The agricultural sector faces a significant challenge as wage rates continue to climb. According to a recent Market Intel report, the use of the H-2A labor program has hit new heights in the fiscal year 2023. This surge comes despite an increase in the Adverse Effect Wage Rate (AEWR), which has outpaced the hourly wage growth of all private employees.

In fiscal year 2023, the total number of certified H-2A positions reached 378,513, marking a 2% increase from the previous year. While this growth rate has slowed compared to past years, it still represents a substantial rise of over 100,000 workers since fiscal year 2020. Additionally, farmers have faced a nearly 19% hike in the required wage rate since 2020, making labor one of their most significant expenses.

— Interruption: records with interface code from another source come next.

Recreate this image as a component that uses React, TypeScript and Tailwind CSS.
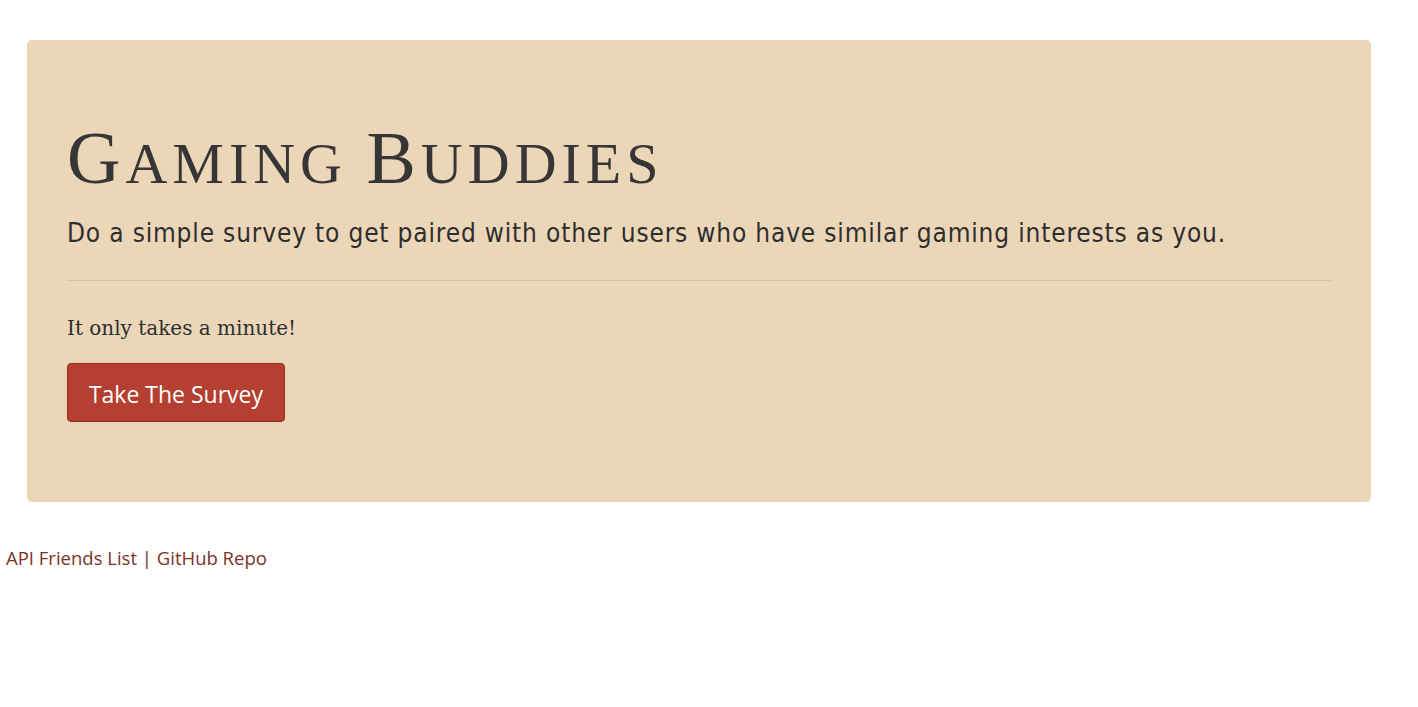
export default function App() {
  return (
    <div className="min-h-[707px] bg-white">
      <div className="pt-[40px] pl-[27px]">
        <div className="w-[1344px] rounded-[5px] bg-[#ecd6b8] px-[40px] pt-[80px] pb-[80px]">
          <h1 className="font-['Liberation_Serif',serif] text-[58px] leading-[77px] text-[#363636] uppercase tracking-[5px]">
            <span className="text-[74px]">G</span>aming <span className="text-[74px]">B</span>uddies
          </h1>
          <p className="mt-[16px] font-['Liberation_Sans_Narrow','DejaVu_Sans_Condensed',sans-serif] text-[26px] leading-[1.2] tracking-[0.83px] text-[#2e2e2e]">
            Do a simple survey to get paired with other users who have similar gaming interests as you.
          </p>
          <hr className="mt-[31px] mb-[32px] border-0 border-t border-[#d6c1a3]" />
          <p className="font-['DejaVu_Serif',serif] text-[20px] leading-[1.5] text-[#2e2e2e]">
            It only takes a minute!
          </p>
          <button className="mt-[20px] flex h-[59px] w-[218px] items-center justify-center rounded-[4px] border border-[#8f2d22] bg-[#b54032] pt-[3px] font-['Open_Sans',sans-serif] text-[23px] text-white">
            Take The Survey
          </button>
        </div>
      </div>
      <div className="mt-[42px] pl-[6px] font-['Open_Sans',sans-serif] text-[18.5px] text-[#7b3329]">
        <a>API Friends List</a> | <a>GitHub Repo</a>
      </div>
    </div>
  );
}
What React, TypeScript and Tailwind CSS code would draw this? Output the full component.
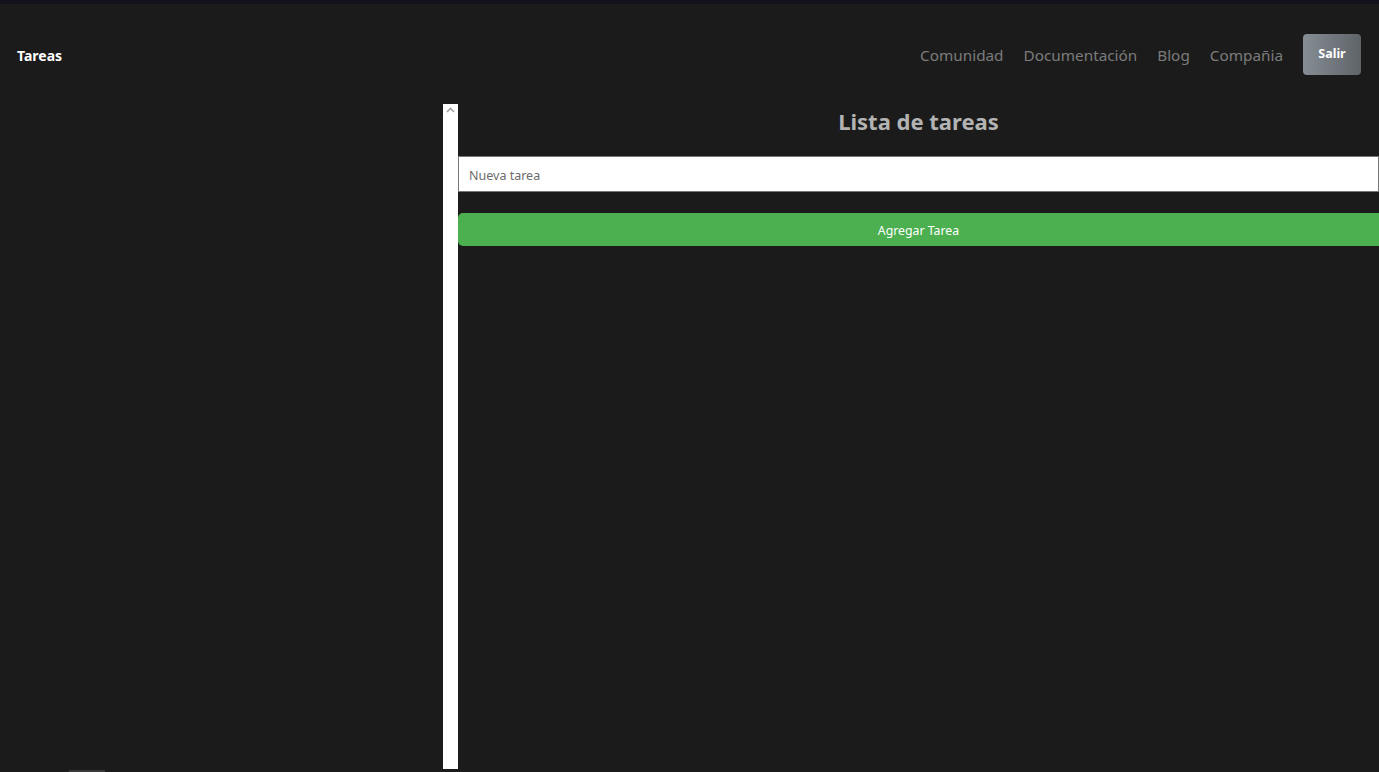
import { useState } from 'react'

const links = ['Comunidad', 'Documentación', 'Blog', 'Compañia']

export default function App() {
  const [task, setTask] = useState('')

  return (
    <div className="relative flex h-screen w-full flex-col overflow-hidden bg-[#1b1b1b] font-['Noto_Sans',sans-serif]">
      <div className="h-[4px] shrink-0 bg-[#13121c]" />

      <header className="flex h-[100px] shrink-0 items-center justify-between pl-[17px] pr-[18px]">
        <span className="pt-[2px] text-[14px] font-bold text-white">Tareas</span>
        <nav className="flex items-center gap-[20px]">
          {links.map((l) => (
            <a key={l} href="#" className="pt-[2px] text-[15.3px] text-[#7b7b7b]">
              {l}
            </a>
          ))}
          <button className="h-[41px] w-[58px] rounded-[4px] bg-gradient-to-r from-[#868d94] to-[#5e6468] pt-[1px] text-[12.5px] font-bold text-white">
            Salir
          </button>
        </nav>
      </header>

      <main className="flex min-h-0 flex-1">
        <aside className="w-[443px] shrink-0" />

        {/* fake scrollbar strip */}
        <div className="mb-[3px] flex w-[15px] shrink-0 justify-center bg-white pt-[3px]">
          <svg width="9" height="6" viewBox="0 0 9 6">
            <path d="M1 5 L4.5 1.5 L8 5" fill="none" stroke="#a3a3a3" strokeWidth="1.6" />
          </svg>
        </div>

        <section className="flex flex-1 flex-col">
          <h1 className="text-center text-[22px] font-bold leading-[34px] text-[#b3b3b3]">Lista de tareas</h1>
          <input
            value={task}
            onChange={(e) => setTask(e.target.value)}
            placeholder="Nueva tarea"
            className="mt-[18px] h-[36px] w-full border border-[#767676] bg-white px-[10px] pt-[2px] text-[12.5px] text-[#333] outline-none placeholder:text-[#6b6b6b]"
          />
          <button className="mt-[21px] h-[33px] w-full rounded-l-[5px] bg-[#4caf50] pt-[3px] text-[12.3px] text-white">
            Agregar Tarea
          </button>
        </section>
      </main>

      <div className="absolute bottom-0 left-[69px] h-[2px] w-[36px] bg-[#3a3a3a]" />
    </div>
  )
}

The distribution of these H-2A positions spans all 50 states plus Puerto Rico. Data reveals that 37 states saw an increase in certified positions, while 14 experienced a decrease. Notably, more than 10 states and territories witnessed double-digit growth rates in H-2A certifications.

AFBF President Zippy Duvall highlights the impact of rising wage rates on farm families. With farming and ranching being labor-intensive, the need for skilled workers is crucial for activities like planting, tending, and harvesting.

However, the slim margins in farming make these rising costs a significant burden. Duvall emphasizes the urgency of finding a workable solution for the H-2A program and the AEWR to help farmers maintain their operations.